PROVIDED MATERIAL.
┄┄┄┄┄┄┄┄┄┄

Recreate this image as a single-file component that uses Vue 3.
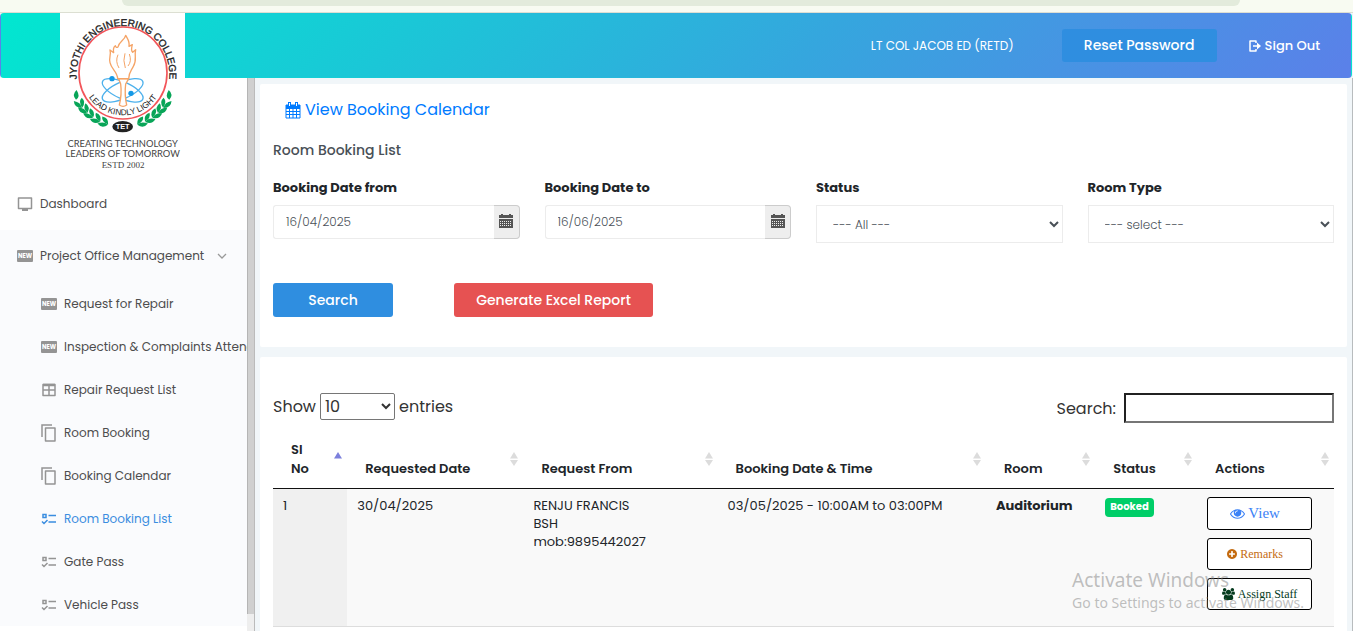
<script setup>
import { ref } from 'vue'

const navItems = [
  { label: 'Request for Repair', icon: 'new' },
  { label: 'Inspection & Complaints Attended', icon: 'new' },
  { label: 'Repair Request List', icon: 'grid' },
  { label: 'Room Booking', icon: 'copy' },
  { label: 'Booking Calendar', icon: 'copy' },
  { label: 'Room Booking List', icon: 'list', active: true },
  { label: 'Gate Pass', icon: 'list' },
  { label: 'Vehicle Pass', icon: 'list' },
]

const columns = [
  { label: 'Sl No', cls: 'c-no', sorted: true },
  { label: 'Requested Date', cls: 'c-date' },
  { label: 'Request From', cls: 'c-from' },
  { label: 'Booking Date & Time', cls: 'c-time' },
  { label: 'Room', cls: 'c-room' },
  { label: 'Status', cls: 'c-status' },
  { label: 'Actions', cls: 'c-actions' },
]

const rows = [
  {
    no: 1,
    date: '30/04/2025',
    from: ['RENJU FRANCIS', 'BSH', 'mob:9895442027'],
    time: '03/05/2025 - 10:00AM to 03:00PM',
    room: 'Auditorium',
    status: 'Booked',
  },
]

// Angle of each laurel leaf pair around the emblem, in degrees below the horizontal.
const leaves = [35, 43, 51, 60, 69]

const dateFrom = ref('16/04/2025')
const dateTo = ref('16/06/2025')
const status = ref('all')
const roomType = ref('')
const pageSize = ref('10')
const query = ref('')
</script>

<template>
  <div class="page">
    <div class="browser-strip"><div class="address-bar"></div></div>

    <header class="topbar">
      <a href="#" class="logo" aria-label="Jyothi Engineering College">
        <svg viewBox="180 39 375 480" width="125" height="160">
          <defs>
            <path id="arc-top" d="M233 253A139 145 0 1 1 505 253" />
            <path id="arc-bottom" d="M247 244A124 124 0 0 0 491 244" />
          </defs>
          <text class="arc-name"><textPath href="#arc-top" startOffset="50%">JYOTHI ENGINEERING COLLEGE</textPath></text>
          <ellipse cx="369" cy="219" rx="132" ry="138" fill="none" stroke="#f2555a" stroke-width="5" />
          <text class="arc-motto"><textPath href="#arc-bottom" startOffset="50%">LEAD KINDLY LIGHT</textPath></text>
          <g fill="none" stroke="#4db1ec" stroke-width="4">
            <ellipse cx="368" cy="271" rx="66" ry="25" transform="rotate(24 368 271)" />
            <ellipse cx="368" cy="271" rx="66" ry="25" transform="rotate(-24 368 271)" />
          </g>
          <g fill="#fff" stroke="#f5a467" stroke-width="4" stroke-linejoin="round">
            <path d="M356 236L362 252Q366 283 358 315Q369 323 380 315Q373 283 377 252L386 236Z" />
            <path d="M353 236C352 216 334 207 330 188C326 172 334 164 330 150L341 158Q338 143 346 137Q348 145 354 141C357 124 374 121 377 106C382 116 390 124 387 139L397 134Q392 151 398 157L407 149C402 171 412 180 400 199C393 213 386 218 386 236Z" />
            <path d="M354 164Q345 184 357 204M388 162Q396 184 384 198M375 160Q368 181 376 204" fill="none" stroke-width="3" />
            <path d="M353 236H386" fill="none" />
          </g>
          <circle cx="336" cy="236" r="8" fill="#1499e6" />
          <circle cx="393" cy="280" r="8" fill="#1499e6" />
          <g fill="#08a558">
            <g v-for="side in [1, -1]" :key="side" :transform="`translate(368 221) scale(${side} 1)`">
              <path transform="rotate(25)" d="M146 -14Q166 -8 160 12Q143 10 146 -14Z" />
              <g v-for="a in leaves" :key="a" :transform="`rotate(${a})`">
                <path d="M159 14Q152 -2 167 -17Q178 1 159 14Z" />
                <path d="M158 14Q138 8 142 -11Q158 -8 158 14Z" />
              </g>
            </g>
          </g>
          <ellipse cx="368" cy="380" rx="31" ry="17" fill="#222" />
          <text class="tet" x="368" y="388">TET</text>
          <text class="tagline" x="368" y="442">CREATING TECHNOLOGY</text>
          <text class="tagline" x="368" y="472">LEADERS OF TOMORROW</text>
          <text class="estd" x="369" y="503">ESTD 2002</text>
        </svg>
      </a>
      <span class="user-name">LT COL JACOB ED (RETD)</span>
      <button type="button" class="btn reset">Reset Password</button>
      <a href="#" class="sign-out">
        <svg viewBox="0 0 12 12" width="12" height="12" fill="none" stroke="currentColor" stroke-width="1.500" stroke-linejoin="round">
          <path d="M7 3V1H1V11H7V9M4 6H9" /><path d="M8 2.500L12 6L8 9.500Z" fill="currentColor" stroke="none" />
        </svg>
        Sign Out
      </a>
    </header>

    <div class="body">
      <nav class="sidebar">
        <a href="#" class="nav-link top">
          <svg viewBox="0 0 16 14" width="16" height="14"><path d="M1.500 1H14.500V11.500H1.500Z" fill="none" stroke="#949494" stroke-width="1.500" stroke-linejoin="round" /><path d="M5 12H11V14H5Z" fill="#949494" /></svg>
          Dashboard
        </a>
        <div class="nav-group">
          <a href="#" class="nav-link top">
            <span class="new-icon">NEW</span>
            Project Office Management
            <svg class="chevron" viewBox="0 0 10 6" width="10" height="6"><path d="M1 1L5 5L9 1" fill="none" stroke="#999" stroke-width="1.300" /></svg>
          </a>
          <a v-for="item in navItems" :key="item.label" href="#" class="nav-link sub" :class="{ active: item.active }">
            <span v-if="item.icon === 'new'" class="new-icon">NEW</span>
            <svg v-else-if="item.icon === 'grid'" viewBox="0 0 16 14" width="16" height="14"><path d="M2 1.500H14V12.500H2ZM2 7H14M8 2V12" fill="none" stroke="currentColor" stroke-width="1.500" stroke-linejoin="round" /><path d="M2 2H14" stroke="currentColor" stroke-width="2.500" /></svg>
            <svg v-else-if="item.icon === 'copy'" viewBox="0 0 16 18" width="16" height="18" fill="none" stroke="currentColor" stroke-width="1.500"><path d="M1 13V1H11" /><path d="M4.500 4H14V17H4.500Z" stroke-linejoin="round" /></svg>
            <svg v-else viewBox="0 0 16 12" width="16" height="12" fill="none" stroke="currentColor" stroke-width="1.500"><path d="M2 1.500H5V4.500H2ZM7.500 2.500H15M7.500 9H15M1 8.500L3 10.500L6.500 7" /></svg>
            {{ item.label }}
          </a>
        </div>
      </nav>
      <div class="scroll-track"><div class="scroll-thumb"></div></div>

      <main class="content">
        <section class="card">
          <a href="#" class="calendar-link">
            <svg viewBox="0 0 16 17" width="16" height="17"><path d="M1 3H15V16H1ZM1 6.500H15M1 9.500H15M1 12.500H15M4.500 6V16M8 6V16M11.500 6V16" fill="none" stroke="currentColor" /><path d="M1 3H15V6H1ZM3 0H6V5H3ZM10 0H13V5H10Z" fill="currentColor" /><path d="M4.500 1V4M11.500 1V4" stroke="#fff" /></svg>
            View Booking Calendar
          </a>
          <h1>Room Booking List</h1>
          <form class="filters" @submit.prevent>
            <div class="field">
              <label for="from">Booking Date from</label>
              <div class="date-box">
                <input id="from" v-model="dateFrom" type="text" />
                <button type="button" aria-label="Pick start date">
                  <svg viewBox="0 0 14 14" width="14" height="14"><path d="M0 1H2V0H4V1H10V0H12V1H14V4H0ZM0 5H14V14H0Z" fill="#555" /><path d="M1 7.500H13M1 9.500H13M1 11.500H13" stroke="#eee" stroke-dasharray="1 1" /></svg>
                </button>
              </div>
            </div>
            <div class="field">
              <label for="to">Booking Date to</label>
              <div class="date-box">
                <input id="to" v-model="dateTo" type="text" />
                <button type="button" aria-label="Pick end date">
                  <svg viewBox="0 0 14 14" width="14" height="14"><path d="M0 1H2V0H4V1H10V0H12V1H14V4H0ZM0 5H14V14H0Z" fill="#555" /><path d="M1 7.500H13M1 9.500H13M1 11.500H13" stroke="#eee" stroke-dasharray="1 1" /></svg>
                </button>
              </div>
            </div>
            <div class="field">
              <label for="status">Status</label>
              <select id="status" v-model="status"><option value="all">--- All ---</option></select>
            </div>
            <div class="field">
              <label for="room">Room Type</label>
              <select id="room" v-model="roomType"><option value="">--- select ---</option></select>
            </div>
          </form>
          <div class="actions">
            <button type="button" class="btn search">Search</button>
            <button type="button" class="btn excel">Generate Excel Report</button>
          </div>
        </section>

        <section class="card list">
          <div class="table-tools">
            <label class="length">Show
              <select v-model="pageSize"><option>10</option><option>25</option></select>
              entries</label>
            <label class="finder">Search: <input v-model="query" type="search" /></label>
          </div>
          <table>
            <thead>
              <tr>
                <th v-for="c in columns" :key="c.label" :class="c.cls" scope="col">
                  {{ c.label }}
                  <svg class="sort" viewBox="0 0 8 14" width="8" height="14">
                    <path d="M0 6.500L4 0L8 6.500Z" :fill="c.sorted ? '#7c80dc' : '#dcdcdc'" />
                    <path v-if="!c.sorted" d="M0 8L4 14L8 8Z" fill="#dcdcdc" />
                  </svg>
                </th>
              </tr>
            </thead>
            <tbody>
              <tr v-for="r in rows" :key="r.no">
                <td class="sorted">{{ r.no }}</td>
                <td>{{ r.date }}</td>
                <td><div v-for="l in r.from" :key="l">{{ l }}</div></td>
                <td>{{ r.time }}</td>
                <td class="strong">{{ r.room }}</td>
                <td><span class="badge">{{ r.status }}</span></td>
                <td>
                  <div class="row-actions">
                    <button type="button" class="view">
                      <svg viewBox="0 0 1792 1792" width="15" height="15" fill="currentColor"><path d="M1664 960q-152-236-381-353 61 104 61 225 0 185-131.500 316.500t-316.500 131.500-316.500-131.500-131.500-316.500q0-121 61-225-229 117-381 353 133 205 333.500 326.500t434.500 121.500 434.500-121.500 333.500-326.500zm-720-384q0-20-14-34t-34-14q-125 0-214.500 89.500t-89.500 214.500q0 20 14 34t34 14 34-14 14-34q0-86 61-147t147-61q20 0 34-14t14-34zm848 384q0 34-20 69-140 230-376.500 368.500t-499.500 138.500-499.500-139-376.500-368q-20-35-20-69t20-69q140-229 376.500-368t499.500-139 499.500 139 376.500 368q20 35 20 69z" /></svg>
                      View
                    </button>
                    <button type="button" class="remarks">
                      <svg viewBox="128 128 1536 1536" width="10" height="10" fill="currentColor"><path d="M1344 960v-128q0-26-19-45t-45-19h-256v-256q0-26-19-45t-45-19h-128q-26 0-45 19t-19 45v256h-256q-26 0-45 19t-19 45v128q0 26 19 45t45 19h256v256q0 26 19 45t45 19h128q26 0 45-19t19-45v-256h256q26 0 45-19t19-45zm320-64q0 209-103 385.500t-279.500 279.500-385.500 103-385.500-103-279.500-279.500-103-385.500 103-385.500 279.500-279.500 385.500-103 385.500 103 279.500 279.500 103 385.500z" /></svg>
                      Remarks
                    </button>
                    <button type="button" class="assign">
                      <svg viewBox="-64 0 1920 1792" width="13" height="12" fill="currentColor"><path d="M529 896q-162 5-265 128h-134q-82 0-138-40.500t-56-118.500q0-353 124-353 6 0 43.500 21t97.500 42.500 119 21.500q67 0 133-23-5 37-5 66 0 139 81 256zm1071 637q0 120-73 189.500t-194 69.500h-874q-121 0-194-69.500t-73-189.500q0-53 3.500-103.500t14-109 26.500-108.500 43-97.500 62-81 85.500-53.500 111.500-20q10 0 43 21.500t73 48 107 48 135 21.500 135-21.500 107-48 73-48 43-21.500q61 0 111.500 20t85.500 53.500 62 81 43 97.500 26.500 108.500 14 109 3.500 103.500zm-1024-1277q0 106-75 181t-181 75-181-75-75-181 75-181 181-75 181 75 75 181zm704 384q0 159-112.500 271.500t-271.500 112.500-271.500-112.500-112.500-271.500 112.500-271.500 271.500-112.500 271.500 112.500 112.500 271.500zm576 225q0 78-56 118.500t-138 40.500h-134q-103-123-265-128 81-117 81-256 0-29-5-66 66 23 133 23 59 0 119-21.500t97.500-42.500 43.500-21q124 0 124 353zm-128-609q0 106-75 181t-181 75-181-75-75-181 75-181 181-75 181 75 75 181z" /></svg>
                      Assign Staff
                    </button>
                  </div>
                </td>
              </tr>
            </tbody>
          </table>
        </section>
      </main>
    </div>

    <div class="watermark">
      <div class="wm-title">Activate Windows</div>
      <div>Go to Settings to activate Windows.</div>
    </div>
  </div>
</template>

<style>
body {
  margin: 0;
}
</style>

<style scoped>
.page,
.page * {
  box-sizing: border-box;
}
.page {
  position: relative;
  display: flex;
  flex-direction: column;
  height: 100vh;
  overflow: hidden;
  background: #f1f6f9;
  color: #212529;
  font-family: Poppins, Inter, sans-serif;
  font-size: 13px;
}
a {
  color: inherit;
  text-decoration: none;
}
button,
input,
select {
  font-family: inherit;
}
svg {
  flex: none;
}
.browser-strip {
  flex: none;
  height: 13px;
  padding: 0 113px 0 122px;
  background: #f8fbf2;
  border-bottom: 1px solid #dcdfd2;
}
.address-bar {
  height: 6px;
  background: #e3ebdc;
  border-radius: 0 0 16px 16px;
}
.topbar {
  position: relative;
  z-index: 1;
  flex: none;
  display: flex;
  align-items: center;
  height: 65px;
  margin-right: 1px;
  padding: 0 31px 0 59px;
  border: 1px solid transparent;
  border-radius: 4px;
  background: linear-gradient(135deg, #01e7d0, #35a6de 60%, #5b80e9);
  color: #fff;
}
.logo {
  align-self: flex-start;
  height: 160px;
  margin: -1px auto 0 0;
  background: #fff;
}
.logo svg {
  display: block;
}
.logo text {
  text-anchor: middle;
  fill: #222;
}
.arc-name {
  font: 30px "Liberation Sans", sans-serif;
  stroke: #222;
  stroke-width: 1px;
}
.arc-motto {
  font: 25px "Liberation Sans", sans-serif;
}
.logo .tet {
  font: bold 22px "Liberation Sans", sans-serif;
  fill: #fff;
}
.logo .tagline {
  font: 28px Lato, sans-serif;
  fill: #444;
}
.logo .estd {
  font: 27px "Liberation Serif", serif;
  fill: #444;
}
.user-name {
  margin-right: 48px;
  font-size: 12px;
}
.btn {
  height: 34px;
  padding: 0;
  border: 0;
  border-radius: 3px;
  background: #2f8ee0;
  color: #fff;
  font-size: 14px;
  font-weight: 500;
}
.reset {
  width: 155px;
  height: 33px;
  margin-right: 32px;
}
.sign-out {
  display: flex;
  align-items: center;
  gap: 4px;
  font-size: 13px;
  font-weight: 500;
}
.body {
  flex: 1;
  display: flex;
  min-height: 0;
  border-right: 1px solid #b8bcbe;
}
.sidebar {
  flex: none;
  width: 247px;
  padding-top: 100px;
  overflow: hidden;
  background: #fff;
}
.nav-group {
  background: #fafbfd;
}
.nav-link {
  display: flex;
  align-items: center;
  gap: 7px;
  height: 43px;
  padding-left: 41px;
  color: #4d4d4d;
  font-size: 12px;
  white-space: nowrap;
}
.nav-link.top {
  height: 52px;
  padding-left: 17px;
}
.nav-link svg {
  color: #949494;
}
.nav-link.active,
.nav-link.active svg {
  color: #3a8de0;
}
.new-icon {
  flex: none;
  width: 16px;
  height: 12px;
  border-radius: 1px;
  background: #949494;
  color: #fff;
  font-size: 6px;
  font-weight: 700;
  line-height: 12px;
  text-align: center;
}
.chevron {
  margin-left: 6px;
}
.scroll-track {
  flex: none;
  width: 8px;
  background: #eee;
  border-right: 1px solid #bbb;
}
.scroll-thumb {
  height: 97%;
  background: #d0d0d0;
  border-left: 1px solid #b5b5b5;
}
.content {
  flex: 1;
  min-width: 0;
  padding: 6px 5px 0;
}
.card {
  padding: 14px 13px 30px;
  border-radius: 2px;
  background: #fff;
}
.calendar-link {
  display: flex;
  align-items: center;
  gap: 4px;
  width: max-content;
  margin-left: 12px;
  color: #007bff;
  font-size: 16px;
  line-height: 24px;
}
h1 {
  margin: 18px 0;
  color: #495057;
  font-size: 14px;
  font-weight: 500;
  line-height: 20px;
}
.filters {
  display: grid;
  grid-template-columns: repeat(4, minmax(0, 1fr));
  gap: 25px;
}
.field label {
  display: block;
  margin-bottom: 8px;
  font-weight: 700;
  line-height: 19px;
}
.date-box {
  display: flex;
  height: 34px;
}
.date-box input {
  flex: 1;
  min-width: 0;
  padding: 0 12px;
  border: 1px solid #ececec;
  border-right: 0;
  border-radius: 3px 0 0 3px;
  color: #495057;
  font-size: 12px;
  font-weight: 300;
}
.date-box button {
  width: 26px;
  padding: 0 0 3px;
  border: 1px solid #ccc;
  border-left: 0;
  border-radius: 0 4px 4px 0;
  background: #eee;
}
.date-box button svg {
  vertical-align: middle;
}
.field select {
  width: 100%;
  height: 38px;
  padding: 0 0 0 12px;
  border: 1px solid #ececec;
  border-radius: 0;
  background: #fff;
  color: #495057;
  font-size: 12px;
  font-weight: 300;
}
.actions {
  display: flex;
  gap: 61px;
  margin-top: 40px;
}
.search {
  width: 120px;
}
.excel {
  width: 199px;
  background: #e65252;
}
.list {
  height: 100%;
  margin-top: 10px;
  padding-top: 36px;
}
.table-tools {
  display: flex;
  justify-content: space-between;
  align-items: flex-start;
  color: #333;
  font-size: 16px;
}
.table-tools label {
  display: flex;
  align-items: center;
}
.length {
  gap: 4px;
}
.length select {
  width: 75px;
  height: 27px;
  padding: 0;
  border: 1px solid #767676;
  border-radius: 2px;
  background: #fff;
  color: #333;
  font-size: 16px;
}
.finder {
  gap: 8px;
}
.finder input {
  width: 210px;
  height: 30px;
  border: 2px inset #767676;
  background: #fff;
  font-size: 16px;
}
table {
  width: 100%;
  margin-top: 7px;
  border-collapse: separate;
  border-spacing: 0;
  table-layout: fixed;
}
th {
  position: relative;
  padding: 10px 18px;
  border-bottom: 1px solid #111;
  font-weight: 600;
  line-height: 19px;
  text-align: left;
  vertical-align: bottom;
}
.sort {
  position: absolute;
  top: 22px;
  right: 5px;
}
.c-no {
  width: 7%;
  padding-right: 30px;
}
.c-date {
  width: 16.600%;
}
.c-from {
  width: 18.300%;
}
.c-time {
  width: 25.300%;
}
.c-room {
  width: 10.300%;
}
.c-status {
  width: 9.600%;
}
td {
  padding: 8px 10px 16px;
  border-bottom: 1px solid #ddd;
  background: #f9f9f9;
  line-height: 18px;
  vertical-align: top;
}
.sorted {
  background: #f0f0f0;
}
.strong {
  font-weight: 700;
}
.badge {
  display: inline-block;
  height: 19px;
  padding: 0 5px;
  border-radius: 4px;
  background: #00ce68;
  color: #fff;
  font-size: 10px;
  font-weight: 700;
}
.row-actions {
  display: flex;
  flex-direction: column;
  gap: 8px;
}
.row-actions button {
  display: flex;
  align-items: center;
  justify-content: center;
  gap: 3px;
  width: 105px;
  height: 32px;
  padding: 0;
  border: 1px solid #000;
  border-radius: 3px;
  background: #fff;
  font-family: "Liberation Serif", serif;
  font-size: 12px;
}
.row-actions .view {
  height: 33px;
  padding-right: 9px;
  color: #3b82f6;
  font-size: 15px;
}
.row-actions .remarks {
  padding-right: 9px;
  color: #c46b10;
}
.row-actions .assign {
  color: #053b1e;
}
.watermark {
  position: absolute;
  right: 49px;
  bottom: 18px;
  z-index: 2;
  color: rgba(130, 130, 130, 0.5);
  font: 14px/20px "Noto Sans", sans-serif;
  pointer-events: none;
}
.wm-title {
  font-size: 19px;
  line-height: 25px;
}
</style>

┄┄┄┄┄┄┄┄┄┄

Write out exactly the lines between the start of the data and the line with "const leaves = [35, 43, 51, 60, 69]", including both, but none of the pictures.

COMPLETED EXERCISE.
Recreate this image as a single-file component that uses Vue 3.
<script setup>
import { ref } from 'vue'

const navItems = [
  { label: 'Request for Repair', icon: 'new' },
  { label: 'Inspection & Complaints Attended', icon: 'new' },
  { label: 'Repair Request List', icon: 'grid' },
  { label: 'Room Booking', icon: 'copy' },
  { label: 'Booking Calendar', icon: 'copy' },
  { label: 'Room Booking List', icon: 'list', active: true },
  { label: 'Gate Pass', icon: 'list' },
  { label: 'Vehicle Pass', icon: 'list' },
]

const columns = [
  { label: 'Sl No', cls: 'c-no', sorted: true },
  { label: 'Requested Date', cls: 'c-date' },
  { label: 'Request From', cls: 'c-from' },
  { label: 'Booking Date & Time', cls: 'c-time' },
  { label: 'Room', cls: 'c-room' },
  { label: 'Status', cls: 'c-status' },
  { label: 'Actions', cls: 'c-actions' },
]

const rows = [
  {
    no: 1,
    date: '30/04/2025',
    from: ['RENJU FRANCIS', 'BSH', 'mob:9895442027'],
    time: '03/05/2025 - 10:00AM to 03:00PM',
    room: 'Auditorium',
    status: 'Booked',
  },
]

// Angle of each laurel leaf pair around the emblem, in degrees below the horizontal.
const leaves = [35, 43, 51, 60, 69]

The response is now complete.